Eigentumswohnung ist wichtig

Die jüngsten AFI-Umfragen belegen deutlich, dass die Eigentumswohnung bei den Südtirolern immer noch einen hohen Stellenwert hat. 61 Prozent der befragten Arbeitnehmerinnen und Arbeitnehmer sehen darin eine Investition in die eigene Zukunft, 57 Prozent sehen es als Hinterlassenschaft an die Kinder. Für weitere 45 Prozent ist es ein Schutz für die Familie. Auch gibt es einen harten Kern an „Ultraskeptikern“ für die das Mieten, überspitzt ausgedrückt, unter keinen Umständen vorstellbar ist.
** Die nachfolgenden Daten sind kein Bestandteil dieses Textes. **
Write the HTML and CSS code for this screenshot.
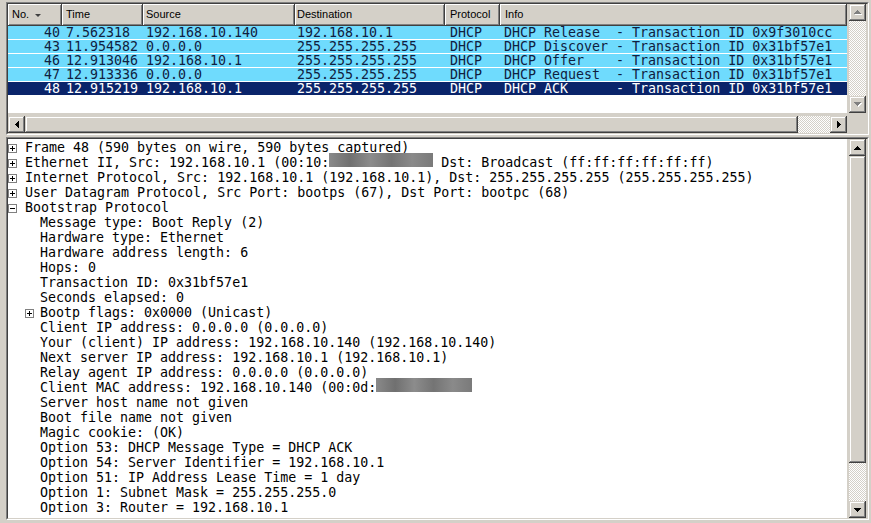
FILE: index.html
```html
<!doctype html>
<html>
<head>
<meta charset="utf-8">
<title>Ethereal - DHCP capture</title>
<link rel="stylesheet" href="styles.css">
</head>
<body>

<div class="win">

    <!-- packet list -->
    <div class="frame top"><div class="frame-in">

        <div class="plist">
            <div class="phead">
                <div class="hc c-no">No. <span class="sort"></span></div>
                <div class="hc c-time">Time</div>
                <div class="hc c-src">Source</div>
                <div class="hc c-dst">Destination</div>
                <div class="hc c-proto">Protocol</div>
                <div class="hc c-info">Info</div>
            </div>
            <div class="prow"><span class="c-no">40</span><span class="c-time">7.562318</span><span class="c-src">192.168.10.140</span><span class="c-dst">192.168.10.1</span><span class="c-proto">DHCP</span><span class="c-info">DHCP Release  - Transaction ID 0x9f3010cc</span></div>
            <div class="prow"><span class="c-no">43</span><span class="c-time">11.954582</span><span class="c-src">0.0.0.0</span><span class="c-dst">255.255.255.255</span><span class="c-proto">DHCP</span><span class="c-info">DHCP Discover - Transaction ID 0x31bf57e1</span></div>
            <div class="prow"><span class="c-no">46</span><span class="c-time">12.913046</span><span class="c-src">192.168.10.1</span><span class="c-dst">255.255.255.255</span><span class="c-proto">DHCP</span><span class="c-info">DHCP Offer    - Transaction ID 0x31bf57e1</span></div>
            <div class="prow"><span class="c-no">47</span><span class="c-time">12.913336</span><span class="c-src">0.0.0.0</span><span class="c-dst">255.255.255.255</span><span class="c-proto">DHCP</span><span class="c-info">DHCP Request  - Transaction ID 0x31bf57e1</span></div>
            <div class="prow sel"><span class="c-no">48</span><span class="c-time">12.915219</span><span class="c-src">192.168.10.1</span><span class="c-dst">255.255.255.255</span><span class="c-proto">DHCP</span><span class="c-info">DHCP ACK      - Transaction ID 0x31bf57e1</span></div>
        </div>

        <div class="vscroll">
            <div class="btn off"><svg width="8" height="5"><path d="M4 1h1v1h-1zM3 2h3v1h-3zM2 3h5v1h-5zM1 4h7v1h-7z" fill="#fff"/><path d="M3 0h1v1h-1zM2 1h3v1h-3zM1 2h5v1h-5zM0 3h7v1h-7z" fill="#808080"/></svg></div>
            <div class="track"></div>
            <div class="btn off"><svg width="8" height="5"><path d="M1 1h7v1h-7zM2 2h5v1h-5zM3 3h3v1h-3zM4 4h1v1h-1z" fill="#fff"/><path d="M0 0h7v1h-7zM1 1h5v1h-5zM2 2h3v1h-3zM3 3h1v1h-1z" fill="#808080"/></svg></div>
        </div>

        <div class="hscroll">
            <div class="btn"><svg width="4" height="7"><path d="M3 0h1v7h-1zM2 1h1v5h-1zM1 2h1v3h-1zM0 3h1v1h-1z" fill="#000"/></svg></div>
            <div class="thumb hthumb"></div>
            <div class="track"></div>
            <div class="btn"><svg width="4" height="7"><path d="M0 0h1v7h-1zM1 1h1v5h-1zM2 2h1v3h-1zM3 3h1v1h-1z" fill="#000"/></svg></div>
        </div>

    </div></div>

    <!-- packet details -->
    <div class="frame bottom"><div class="frame-in">

        <div class="tree">
            <div class="tn"><span class="tw"><svg class="box" width="9" height="9"><rect x=".5" y=".5" width="8" height="8" fill="#fff" stroke="#808080"/><rect x="2" y="4" width="5" height="1"/><rect x="4" y="2" width="1" height="5"/></svg></span><span>Frame 48 (590 bytes on wire, 590 bytes captured)</span></div>
            <div class="tn"><span class="tw"><svg class="box" width="9" height="9"><rect x=".5" y=".5" width="8" height="8" fill="#fff" stroke="#808080"/><rect x="2" y="4" width="5" height="1"/><rect x="4" y="2" width="1" height="5"/></svg></span><span>Ethernet II, Src: 192.168.10.1 (00:10:<span class="redact r1"></span> Dst: Broadcast (ff:ff:ff:ff:ff:ff)</span></div>
            <div class="tn"><span class="tw"><svg class="box" width="9" height="9"><rect x=".5" y=".5" width="8" height="8" fill="#fff" stroke="#808080"/><rect x="2" y="4" width="5" height="1"/><rect x="4" y="2" width="1" height="5"/></svg></span><span>Internet Protocol, Src: 192.168.10.1 (192.168.10.1), Dst: 255.255.255.255 (255.255.255.255)</span></div>
            <div class="tn"><span class="tw"><svg class="box" width="9" height="9"><rect x=".5" y=".5" width="8" height="8" fill="#fff" stroke="#808080"/><rect x="2" y="4" width="5" height="1"/><rect x="4" y="2" width="1" height="5"/></svg></span><span>User Datagram Protocol, Src Port: bootps (67), Dst Port: bootpc (68)</span></div>
            <div class="tn"><span class="tw"><svg class="box" width="9" height="9"><rect x=".5" y=".5" width="8" height="8" fill="#fff" stroke="#808080"/><rect x="2" y="4" width="5" height="1"/></svg></span><span>Bootstrap Protocol</span></div>
            <div class="tn l1"><span class="tw"></span><span>Message type: Boot Reply (2)</span></div>
            <div class="tn l1"><span class="tw"></span><span>Hardware type: Ethernet</span></div>
            <div class="tn l1"><span class="tw"></span><span>Hardware address length: 6</span></div>
            <div class="tn l1"><span class="tw"></span><span>Hops: 0</span></div>
            <div class="tn l1"><span class="tw"></span><span>Transaction ID: 0x31bf57e1</span></div>
            <div class="tn l1"><span class="tw"></span><span>Seconds elapsed: 0</span></div>
            <div class="tn l1"><span class="tw"><svg class="box" width="9" height="9"><rect x=".5" y=".5" width="8" height="8" fill="#fff" stroke="#808080"/><rect x="2" y="4" width="5" height="1"/><rect x="4" y="2" width="1" height="5"/></svg></span><span>Bootp flags: 0x0000 (Unicast)</span></div>
            <div class="tn l1"><span class="tw"></span><span>Client IP address: 0.0.0.0 (0.0.0.0)</span></div>
            <div class="tn l1"><span class="tw"></span><span>Your (client) IP address: 192.168.10.140 (192.168.10.140)</span></div>
            <div class="tn l1"><span class="tw"></span><span>Next server IP address: 192.168.10.1 (192.168.10.1)</span></div>
            <div class="tn l1"><span class="tw"></span><span>Relay agent IP address: 0.0.0.0 (0.0.0.0)</span></div>
            <div class="tn l1"><span class="tw"></span><span>Client MAC address: 192.168.10.140 (00:0d:<span class="redact r2"></span></span></div>
            <div class="tn l1"><span class="tw"></span><span>Server host name not given</span></div>
            <div class="tn l1"><span class="tw"></span><span>Boot file name not given</span></div>
            <div class="tn l1"><span class="tw"></span><span>Magic cookie: (OK)</span></div>
            <div class="tn l1"><span class="tw"></span><span>Option 53: DHCP Message Type = DHCP ACK</span></div>
            <div class="tn l1"><span class="tw"></span><span>Option 54: Server Identifier = 192.168.10.1</span></div>
            <div class="tn l1"><span class="tw"></span><span>Option 51: IP Address Lease Time = 1 day</span></div>
            <div class="tn l1"><span class="tw"></span><span>Option 1: Subnet Mask = 255.255.255.0</span></div>
            <div class="tn l1"><span class="tw"></span><span>Option 3: Router = 192.168.10.1</span></div>
        </div>

        <div class="vscroll">
            <div class="btn"><svg width="7" height="4"><path d="M3 0h1v1h-1zM2 1h3v1h-3zM1 2h5v1h-5zM0 3h7v1h-7z" fill="#000"/></svg></div>
            <div class="thumb vthumb"></div>
            <div class="track"></div>
            <div class="btn"><svg width="7" height="4"><path d="M0 0h7v1h-7zM1 1h5v1h-5zM2 2h3v1h-3zM3 3h1v1h-1z" fill="#000"/></svg></div>
        </div>

    </div></div>

</div>

</body>
</html>
```

FILE: styles.css
```css
body { margin: 0; background-color: #d4d0c8; font-family: "Liberation Sans", Arial, sans-serif; overflow: hidden; }
.win { padding: 2px 2px 0 6px; }

/* sunken frames */
.frame { border: 1px solid; border-color: #808080 #fff #fff #808080; }
.frame-in { border: 1px solid; border-color: #404040 #d4d0c8 #d4d0c8 #404040; display: grid; grid-template-columns: 839px 2px 17px 1px; }
.frame.top { margin-bottom: 2px; }
.frame.top .frame-in { grid-template-rows: 109px 3px 17px; }
.frame.bottom .frame-in { grid-template-rows: 379px; }

/* scrollbars */
.vscroll { grid-column: 3; grid-row: 1; display: flex; flex-direction: column; }
.hscroll { grid-column: 1; grid-row: 3; display: flex; }
.btn, .thumb { background-color: #d4d0c8; box-shadow: inset -1px -1px #404040, inset 1px 1px #d4d0c8, inset -2px -2px #808080, inset 2px 2px #fff; }
.btn { width: 17px; height: 17px; flex: none; display: flex; align-items: center; justify-content: center; }
.btn svg { display: block; }
.track { flex: 1; background: repeating-conic-gradient(#fff 0 25%, #d4d0c8 0 50%) 0 0 / 2px 2px; }
.hthumb { width: 773px; flex: none; }
.vthumb { height: 307px; flex: none; }

/* packet list */
.plist { grid-column: 1; grid-row: 1; background-color: #fff; overflow: hidden; }
.phead { display: flex; height: 22px; }
.hc { box-sizing: border-box; height: 22px; line-height: 21px; font-size: 11px; color: #000; padding-left: 5px; background-color: #d4d0c8; box-shadow: inset -1px -1px #404040, inset 1px 1px #fff, inset -2px -2px #808080; white-space: nowrap; }
.sort { display: inline-block; width: 0; height: 0; margin-left: 3px; vertical-align: 1px; border-left: 3px solid transparent; border-right: 3px solid transparent; border-top: 3px solid #404040; }

.prow { display: flex; height: 13px; border-bottom: 1px solid #fff; background-color: #6fdbfd; color: #102040; font: 13.3px/13px "DejaVu Sans Mono", monospace; white-space: pre; }
.prow.sel { background-color: #0a246a; color: #fff; }
.prow span { box-sizing: border-box; overflow: hidden; }

.c-no { width: 54px; flex: none; text-align: right; padding-right: 2px; }
.c-time { width: 81px; flex: none; padding-left: 4px; }
.c-src { width: 152px; flex: none; padding-left: 3px; }
.c-dst { width: 150px; flex: none; padding-left: 2px; }
.c-proto { width: 55px; flex: none; padding-left: 5px; }
.c-info { flex: 1; padding-left: 4px; }
.hc.c-no { text-align: left; padding-left: 4px; padding-right: 0; }
.hc.c-info { padding-left: 5px; }

/* packet details */
.tree { grid-column: 1; grid-row: 1; background-color: #fff; padding-top: 1px; overflow: hidden; color: #000; font: 13.3px/15px "DejaVu Sans Mono", monospace; }
.tn { display: flex; height: 15px; white-space: pre; }
.tw { width: 17px; flex: none; }
.box { display: block; margin-top: 4px; }
.box rect + rect { fill: #000; }
.l1 { padding-left: 15px; }
.l1 .box { margin-left: 2px; }

.redact { display: inline-block; vertical-align: top; margin-top: -2px; height: 14px; background: linear-gradient(90deg, #8a8a8a, #707070 20%, #8c8c8c 40%, #747474 60%, #8a8a8a 80%, #7a7a7a); }
.r1 { width: 104px; }
.r2 { width: 96px; }
```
Zehn Prozent der Arbeitnehmer sehen das so.
Andererseits geht aus dem AFI-Barometer auch hervor, dass knapp die Hälfte der Befragten sich für die Miete entscheiden würden, wenn es darum geht, neuen Job-Angeboten folgen zu können. 48 Prozent würden mieten, um die Wohnsituation leichter an neue familiäre Bedürfnisse anpassen zu können. Obwohl die sinkende Kaufkraft der Familien, normale Löhne und steigende Immobilienpreise immer weniger zusammenpassen, sehen 60 Prozent der Südtiroler Arbeitnehmerschaft noch zu wenig Vorteile bei einer Mietwohnung.
So kommt es, dass die Südtiroler bis zum heutigen Tag mehrheitlich Wohneigentum kaufen. Das zeigen die Zahlen der Wohnbauförderung ebenso wie die Kreditdaten der Banken. Dies, obwohl das Mieten immer besser zu den heutigen soziodemografischen Trends passen würde. In Nordeuropa und besonders in Skandinavien – also Länder, die vorbildlich in Chancengleichheit, sozialer Mobilität und Wohlstand sind – ist der Anteil an Mietwohnungen sehr hoch und die Verschuldung der Familien aufgrund des Kaufs von Wohnungseigentum sehr niedrig.